Pfizer closes acquisition of Wyeth

TRENTON, N.J. - October 15, 2009 Nine months after Pfizer announced an agreement to buy Wyeth for $68 billion, the deal closed Thursday, a day after the companies got final approval from the Federal Trade Commission and the Canadian Competition Bureau.

It's a smart - and necessary - move for Pfizer, changing it overnight from a marketing machine with some popular pills facing patent expirations into a diversified health care giant. That's because Wyeth is a major maker of biotech drugs, vaccines and animal and consumer products, as well as traditional pills such as blockbuster antidepressant Effexor.

Pfizer, the world's biggest drugmaker by revenue, solidifies that position by buying No. 13 Wyeth. More importantly, the combined company can improve its bottom line by closing offices and factories, slashing jobs and cutting other costs. Nearly 20,000 job cuts are expected; thousands of workers are already gone.

In midday trading, Pfizer shares rose 5 cents to $17.42. Wyeth added 9 cents to $50.13.

The companies will begin joint operations on Friday, with Wyeth operating as a wholly owned subsidiary of Pfizer.

New York-based Pfizer, which got to be No. 1 by gobbling up Warner-Lambert Co., Pharmacia Corp. and several smaller companies over this decade, was all but forced to do a megadeal now.

It faces a huge drop in sales when its $13 billion-a-year cholesterol fighter Lipitor gets generic competition in two years. Pfizer has no new drugs likely to generate that kind of revenue, and its research labs have produced less and less in recent years, with several drugs failing in mid- or late-stage human testing.

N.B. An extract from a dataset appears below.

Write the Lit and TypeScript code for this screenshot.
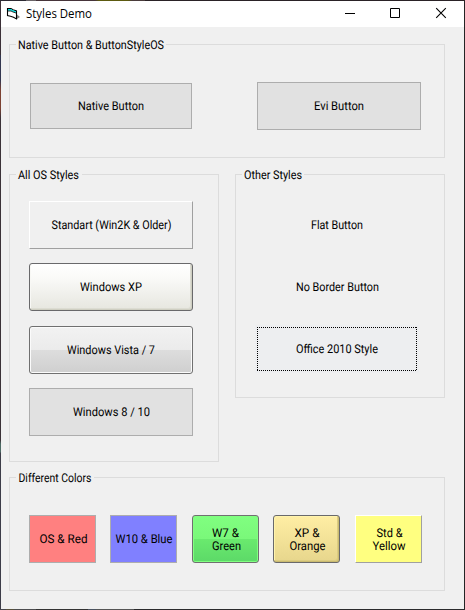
import { LitElement, html, svg, css } from "lit";
import { customElement, property } from "lit/decorators.js";

/** One line of a caption: text, advance width in px, horizontal nudge. */
type Line = [string, number, number?];

@customElement("fit-label")
class FitLabel extends LitElement {
  @property({ attribute: false }) lines: Line[] = [];
  static styles = css`
    :host { display: block; flex: none; }
    svg { display: block; overflow: visible; }
    text { font: 12.1px Roboto, "Liberation Sans", Arial, sans-serif; fill: #000; text-rendering: geometricPrecision; }
  `;
  render() {
    const w = Math.ceil(Math.max(...this.lines.map((l) => l[1])) / 2) * 2;
    const h = this.lines.length > 1 ? this.lines.length * 13 : 14;
    return html`<svg width=${w} height=${h}>
      ${this.lines.map(
        ([t, len, dx = 0], i) => svg`<text x=${(w - len) / 2 + dx} y=${11 + i * 13}
          textLength=${len} lengthAdjust="spacingAndGlyphs">${t}</text>`
      )}
    </svg>`;
  }
}

@customElement("style-button")
class StyleButton extends LitElement {
  @property({ attribute: false }) lines: Line[] = [];
  @property({ reflect: true }) look = "win10";
  static styles = css`
    :host { display: flex; align-items: center; justify-content: center; box-sizing: border-box; height: 48px; }
    :host([look="win10"]) { background: #e1e1e1; border: 1px solid #adadad; }
    :host([look="red"]) { background: #ff8080; border: 1px solid #adadad; }
    :host([look="blue"]) { background: #8080ff; border: 1px solid #adadad; }
    :host([look="std"]) { border: 1px solid; border-color: #fff #a0a0a0 #a0a0a0 #fff; }
    :host([look="yellow"]) { background: #ffff80; border: 1px solid; border-color: #fff #a0a0a0 #a0a0a0 #fff; }
    :host([look="xp"]) {
      border: 1px solid #69696b; border-radius: 3px;
      background: linear-gradient(#fff, #fafaf8 30%, #e6e6df);
      box-shadow: inset -1px -1px 0 #cfcfc2, inset -2px -2px 0 #dcdcd2, inset 1px 0 0 #f8f8f5;
    }
    :host([look="orange"]) {
      border: 1px solid #69696b; border-radius: 3px;
      background: linear-gradient(#ffeea4, #e7d68c);
      box-shadow: inset -1px -1px 0 #cabb71, inset -2px -2px 0 #dccc82, inset 1px 1px 0 #fff3ac;
    }
    :host([look="win7"]) {
      border: 1px solid #707070; border-radius: 3px;
      background: linear-gradient(#f2f2f2, #ebebeb 50%, #dddddd 50%, #cfcfcf);
      box-shadow: inset 0 0 0 1px #fbfbfb;
    }
    :host([look="green"]) {
      border: 1px solid #707070; border-radius: 3px;
      background: linear-gradient(#80ff80, #7af87a 50%, #6aea6e 50%, #5cd968);
      box-shadow: inset 0 0 0 1px #80ff80;
    }
    :host([look="office"]) { background: #edeef0; padding: 2px; }
    .focus {
      flex: 1; align-self: stretch; display: flex; align-items: center; justify-content: center;
      padding: 1px;
      background:
        repeating-linear-gradient(90deg, #000 0 1px, transparent 1px 2px) top / 100% 1px no-repeat,
        repeating-linear-gradient(90deg, #000 0 1px, transparent 1px 2px) bottom / 100% 1px no-repeat,
        repeating-linear-gradient(#000 0 1px, transparent 1px 2px) left / 1px 100% no-repeat,
        repeating-linear-gradient(#000 0 1px, transparent 1px 2px) right / 1px 100% no-repeat;
    }
  `;
  render() {
    const label = html`<fit-label .lines=${this.lines}></fit-label>`;
    return this.look === "office" ? html`<div class="focus">${label}</div>` : label;
  }
}

@customElement("group-frame")
class GroupFrame extends LitElement {
  @property({ attribute: false }) caption: Line = ["", 0];
  static styles = css`
    :host { display: block; position: relative; box-sizing: border-box; border: 1px solid #dcdcdc; }
    .caption { position: absolute; left: 6px; top: -7px; padding: 0 2px; background: #f0f0f0; }
  `;
  render() {
    return html`<div class="caption"><fit-label .lines=${[this.caption]}></fit-label></div><slot></slot>`;
  }
}

@customElement("app-root")
class AppRoot extends LitElement {
  static styles = css`
    :host {
      display: flex; flex-direction: column; box-sizing: border-box; width: 465px; height: 610px;
      padding: 1px; overflow: hidden;
      background:
        linear-gradient(90deg, #2c2a33 0 26px, #6a6468 26px 36px, #46343a 36px 95px, #5c5a10 99px 128px, #4a3c3c 132px 145px, #2a2226 145px) top / 100% 1px no-repeat,
        linear-gradient(90deg, #45454c 0 6px, #57503c 6px 14px, #4c4c4e 14px 36px, #333 36px 88px, #4b5360 88px 96px, #555 96px 134px, #2a2a2c 134px) bottom / 100% 1px no-repeat,
        linear-gradient(#3b3037 0 55px, #333750 55px 80px, #7c4232 90px 108px, #3b3238 118px 440px, #4c6a64 444px 452px, #3c3c48 453px) left / 1px 100% no-repeat,
        #242424;
    }
    .title { height: 26px; flex: none; background: #fff; display: flex; align-items: center; }
    .appicon { margin-left: 5px; display: block; }
    .name { width: 68px; height: 26px; margin-left: 4px; }
    .name text { font: 12px "Open Sans", "Noto Sans", sans-serif; fill: #000; }
    .sys { margin-left: auto; display: flex; }
    .sys svg { display: block; width: 46px; height: 26px; }
    .client { flex: 1; background: #f0f0f0; padding: 17px 19px 0 8px; display: flex; flex-direction: column; gap: 16px; }
    .native { height: 114px; }
    .row { display: flex; justify-content: space-between; align-items: center; }
    .native .row { padding: 37px 23px 0 20px; }
    .n { width: 162px; height: 46px; }
    .e { width: 164px; }
    .middle { display: flex; justify-content: space-between; align-items: flex-start; height: 287px; }
    .os { width: 210px; height: 288px; }
    .other { width: 210px; height: 224px; }
    .stack { display: grid; padding: 26px 25px 0 19px; row-gap: 14px; }
    .os .stack > :nth-child(2) { margin-bottom: 1px; }
    .colors { height: 114px; }
    .colors .row { padding: 37px 0 0 19px; display: grid; grid-template-columns: 67px 67px 67px 67px 67px; justify-content: start; column-gap: 14px; }
    .colors .row > :nth-child(n + 3) { margin: 0 -1px 0 1px; }
    .colors .row > :nth-child(5) { margin: 0 -2px 0 2px; }
  `;
  render() {
    const b = (look: string, lines: Line[], cls = "") =>
      html`<style-button class=${cls} look=${look} .lines=${lines}></style-button>`;
    return html`
      <div class="title">
        <svg class="appicon" width="16" height="16">
          <path d="M1.500 2.500h3.500l2 1.200 3.500 1.200v8L7.500 11.300 4.500 10.300l-3-.8z" fill="#fff" stroke="#000" stroke-width="1.100"/>
          <path d="M2 3h3l2 1.300 3 1v1.400L7 5.800 5 4.800H2z" fill="#00dcdc"/>
          <path d="M2 5h3l2 1 3 1" fill="none" stroke="#000" stroke-width=".8"/>
          <path d="M11 8.500l3 2.500-3 2z" fill="#808080"/>
        </svg>
        <svg class="name"><text x="0" y="17" textLength="66" lengthAdjust="spacingAndGlyphs">Styles Demo</text></svg>
        <div class="sys">
          <svg><path d="M19 12.500h10" stroke="#000"/></svg>
          <svg><path d="M18.500 7.500h9v9h-9z" fill="none" stroke="#000"/></svg>
          <svg><path d="M18.200 7.200l9.600 9.600M27.800 7.200l-9.600 9.600" stroke="#000" stroke-width="1.100"/></svg>
        </div>
      </div>
      <div class="client">
        <group-frame class="native" .caption=${["Native Button & ButtonStyleOS", 146] as Line}>
          <div class="row">
            ${b("win10", [["Native Button", 66]], "n")}
            ${b("win10", [["Evi Button", 50]], "e")}
          </div>
        </group-frame>
        <div class="middle">
          <group-frame class="os" .caption=${["All OS Styles", 61, -0.5] as Line}>
            <div class="stack">
              ${b("std", [["Standart (Win2K & Older)", 120, 0.5]])}
              ${b("xp", [["Windows XP", 62]])}
              ${b("win7", [["Windows Vista / 7", 88]])}
              ${b("win10", [["Windows 8 / 10", 77, 0.5]])}
            </div>
          </group-frame>
          <group-frame class="other" .caption=${["Other Styles", 58] as Line}>
            <div class="stack">
              ${b("flat", [["Flat Button", 52]])}
              ${b("flat", [["No Border Button", 83, 0.5]])}
              ${b("office", [["Office 2010 Style", 82]])}
            </div>
          </group-frame>
        </div>
        <group-frame class="colors" .caption=${["Different Colors", 73] as Line}>
          <div class="row">
            ${b("red", [["OS & Red", 48, 0.5]])}
            ${b("blue", [["W10 & Blue", 57]])}
            ${b("green", [["W7 &", 27, -0.5], ["Green", 29, 0.5]])}
            ${b("orange", [["XP &", 25], ["Orange", 36, 0.5]])}
            ${b("yellow", [["Std &", 26, 0.5], ["Yellow", 33]])}
          </div>
        </group-frame>
      </div>
    `;
  }
}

Pfizer officials cleverly announced the big deal the same day they reported on 2008 fourth-quarter earnings. The move took the spotlight off a 90 percent drop in quarterly income - mainly due to an equally stunning $2.3 billion charge to end a Justice Department probe of illegal marketing - and a shockingly low profit forecast for 2009. Pfizer also reduced its coveted dividend by half to help pay for the big deal, a blow to loyal stockholders stuck with the lowest share price among major drugmakers.

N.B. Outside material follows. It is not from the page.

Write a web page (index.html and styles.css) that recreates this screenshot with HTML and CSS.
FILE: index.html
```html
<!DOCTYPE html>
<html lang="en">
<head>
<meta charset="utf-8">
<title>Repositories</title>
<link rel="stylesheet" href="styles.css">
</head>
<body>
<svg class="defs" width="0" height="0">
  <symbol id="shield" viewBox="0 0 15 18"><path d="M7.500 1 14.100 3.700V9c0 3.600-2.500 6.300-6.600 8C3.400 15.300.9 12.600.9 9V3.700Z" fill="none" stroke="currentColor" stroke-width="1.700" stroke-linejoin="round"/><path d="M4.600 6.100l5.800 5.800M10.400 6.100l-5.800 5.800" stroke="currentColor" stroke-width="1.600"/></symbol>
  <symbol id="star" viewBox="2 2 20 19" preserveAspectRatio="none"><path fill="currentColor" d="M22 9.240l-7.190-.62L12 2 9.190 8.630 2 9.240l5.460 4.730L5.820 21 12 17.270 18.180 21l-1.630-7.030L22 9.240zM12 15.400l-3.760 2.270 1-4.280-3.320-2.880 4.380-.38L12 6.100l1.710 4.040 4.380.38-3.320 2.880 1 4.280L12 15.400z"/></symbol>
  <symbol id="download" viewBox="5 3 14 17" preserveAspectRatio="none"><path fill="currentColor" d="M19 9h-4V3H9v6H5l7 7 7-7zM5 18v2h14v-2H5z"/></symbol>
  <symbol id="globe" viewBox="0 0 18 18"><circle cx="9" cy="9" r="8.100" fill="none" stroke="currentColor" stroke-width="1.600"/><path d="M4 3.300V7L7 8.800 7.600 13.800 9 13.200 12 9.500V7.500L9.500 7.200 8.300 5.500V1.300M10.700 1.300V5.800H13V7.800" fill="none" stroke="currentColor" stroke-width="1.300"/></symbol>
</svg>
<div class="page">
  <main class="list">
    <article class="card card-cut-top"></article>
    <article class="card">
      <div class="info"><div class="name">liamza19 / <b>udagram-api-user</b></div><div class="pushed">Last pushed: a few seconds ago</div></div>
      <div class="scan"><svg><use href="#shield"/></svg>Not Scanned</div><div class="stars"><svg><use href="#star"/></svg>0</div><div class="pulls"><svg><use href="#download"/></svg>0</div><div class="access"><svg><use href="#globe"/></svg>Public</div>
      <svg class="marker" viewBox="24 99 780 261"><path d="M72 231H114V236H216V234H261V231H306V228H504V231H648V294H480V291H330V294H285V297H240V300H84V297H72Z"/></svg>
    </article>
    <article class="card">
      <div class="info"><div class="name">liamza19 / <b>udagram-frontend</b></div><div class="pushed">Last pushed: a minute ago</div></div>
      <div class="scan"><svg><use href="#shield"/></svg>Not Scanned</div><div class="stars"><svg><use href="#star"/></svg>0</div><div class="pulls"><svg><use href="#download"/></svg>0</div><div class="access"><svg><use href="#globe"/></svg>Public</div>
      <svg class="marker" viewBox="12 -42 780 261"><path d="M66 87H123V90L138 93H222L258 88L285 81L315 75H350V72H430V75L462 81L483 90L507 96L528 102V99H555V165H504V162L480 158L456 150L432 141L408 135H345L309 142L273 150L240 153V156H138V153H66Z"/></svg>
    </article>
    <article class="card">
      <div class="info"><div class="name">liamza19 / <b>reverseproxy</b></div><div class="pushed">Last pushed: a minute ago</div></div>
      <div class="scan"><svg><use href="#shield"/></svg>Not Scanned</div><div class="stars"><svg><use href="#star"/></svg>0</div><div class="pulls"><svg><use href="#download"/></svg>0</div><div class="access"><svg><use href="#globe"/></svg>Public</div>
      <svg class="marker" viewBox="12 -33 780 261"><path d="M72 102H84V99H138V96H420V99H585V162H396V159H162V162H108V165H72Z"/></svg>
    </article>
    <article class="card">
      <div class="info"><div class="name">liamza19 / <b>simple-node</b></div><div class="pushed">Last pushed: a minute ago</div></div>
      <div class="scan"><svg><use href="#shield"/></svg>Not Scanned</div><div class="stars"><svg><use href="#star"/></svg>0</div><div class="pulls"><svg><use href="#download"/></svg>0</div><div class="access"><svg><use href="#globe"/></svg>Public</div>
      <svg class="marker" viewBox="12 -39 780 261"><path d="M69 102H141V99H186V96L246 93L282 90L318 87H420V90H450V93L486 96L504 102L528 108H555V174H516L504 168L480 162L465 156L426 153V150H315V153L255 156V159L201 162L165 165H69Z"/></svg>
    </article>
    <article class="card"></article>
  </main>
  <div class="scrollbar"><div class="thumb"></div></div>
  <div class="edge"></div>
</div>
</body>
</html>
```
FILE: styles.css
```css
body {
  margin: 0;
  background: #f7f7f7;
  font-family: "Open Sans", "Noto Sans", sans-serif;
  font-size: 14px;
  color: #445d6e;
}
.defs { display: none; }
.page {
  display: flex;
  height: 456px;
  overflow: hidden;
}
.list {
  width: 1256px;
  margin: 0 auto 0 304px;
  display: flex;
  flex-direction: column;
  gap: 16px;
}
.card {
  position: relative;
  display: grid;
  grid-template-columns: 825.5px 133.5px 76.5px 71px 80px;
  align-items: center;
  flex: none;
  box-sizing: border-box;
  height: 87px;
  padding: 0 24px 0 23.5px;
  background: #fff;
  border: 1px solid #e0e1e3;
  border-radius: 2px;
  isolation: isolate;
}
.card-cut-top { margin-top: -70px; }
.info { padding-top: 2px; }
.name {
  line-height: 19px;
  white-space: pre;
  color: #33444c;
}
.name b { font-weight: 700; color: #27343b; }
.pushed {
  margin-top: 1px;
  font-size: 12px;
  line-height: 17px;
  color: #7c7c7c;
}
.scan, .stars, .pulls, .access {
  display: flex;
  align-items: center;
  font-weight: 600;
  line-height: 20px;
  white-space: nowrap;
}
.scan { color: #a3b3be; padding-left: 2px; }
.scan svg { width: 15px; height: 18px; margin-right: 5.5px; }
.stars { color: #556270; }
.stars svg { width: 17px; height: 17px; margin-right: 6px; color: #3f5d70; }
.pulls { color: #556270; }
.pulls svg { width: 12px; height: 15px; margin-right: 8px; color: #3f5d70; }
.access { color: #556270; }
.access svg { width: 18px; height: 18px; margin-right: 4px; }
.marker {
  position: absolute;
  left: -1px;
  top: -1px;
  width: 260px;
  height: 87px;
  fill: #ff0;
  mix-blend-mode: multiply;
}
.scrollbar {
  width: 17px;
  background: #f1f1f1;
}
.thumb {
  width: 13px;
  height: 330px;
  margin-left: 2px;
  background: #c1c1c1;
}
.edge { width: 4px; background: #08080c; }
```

The cash-and-stock deal gives Wyeth stockholders $50.19 per share, a 15 percent premium to Wyeth's price right before the deal was disclosed.

Wyeth common stock will stop trading at the end of the day Thursday. Each outstanding share then will be converted into a combination of $33 in cash and 0.985 of a share of Pfizer common stock.

Wyeth, based in Madison, N.J., sells several blockbusters, including biotech drug Enbrel for rheumatoid arthritis, menopause treatments Premarin and Prempro, Centrum vitamins, Advil pain reliever and the top-selling vaccine in history, Prevnar for children's pneumococcal diseases. They will join Pfizer's impotence pill Viagra, Alzheimer's drug Aricept and pain treatments Celebrex and Lyrica.

To satisfy U.S. and European regulators, Pfizer will have to sell about half of Wyeth's animal health business and change a Canadian distribution agreement, and the company said it will also sell its horse vaccine business.

Pfizer will mostly keep it current management.

The chief executive for the past three years, Harvard Law school graduate and former McDonald's executive Jeffrey Kindler, will stay at the helm, along with Chief Financial Officer Frank D'Amelio.

Some of Wyeth's key scientists and two of its board members will become part of Pfizer.

But Wyeth's CEO since January 2008, longtime executive Bernard Poussot, gets an enviable severance package worth $53 million, including a $24.3 million golden parachute and $18.6 million for cashing out his Wyeth holdings.

The combined company will have about $57 billion in revenue and, once job cuts are finished, roughly 110,000 workers.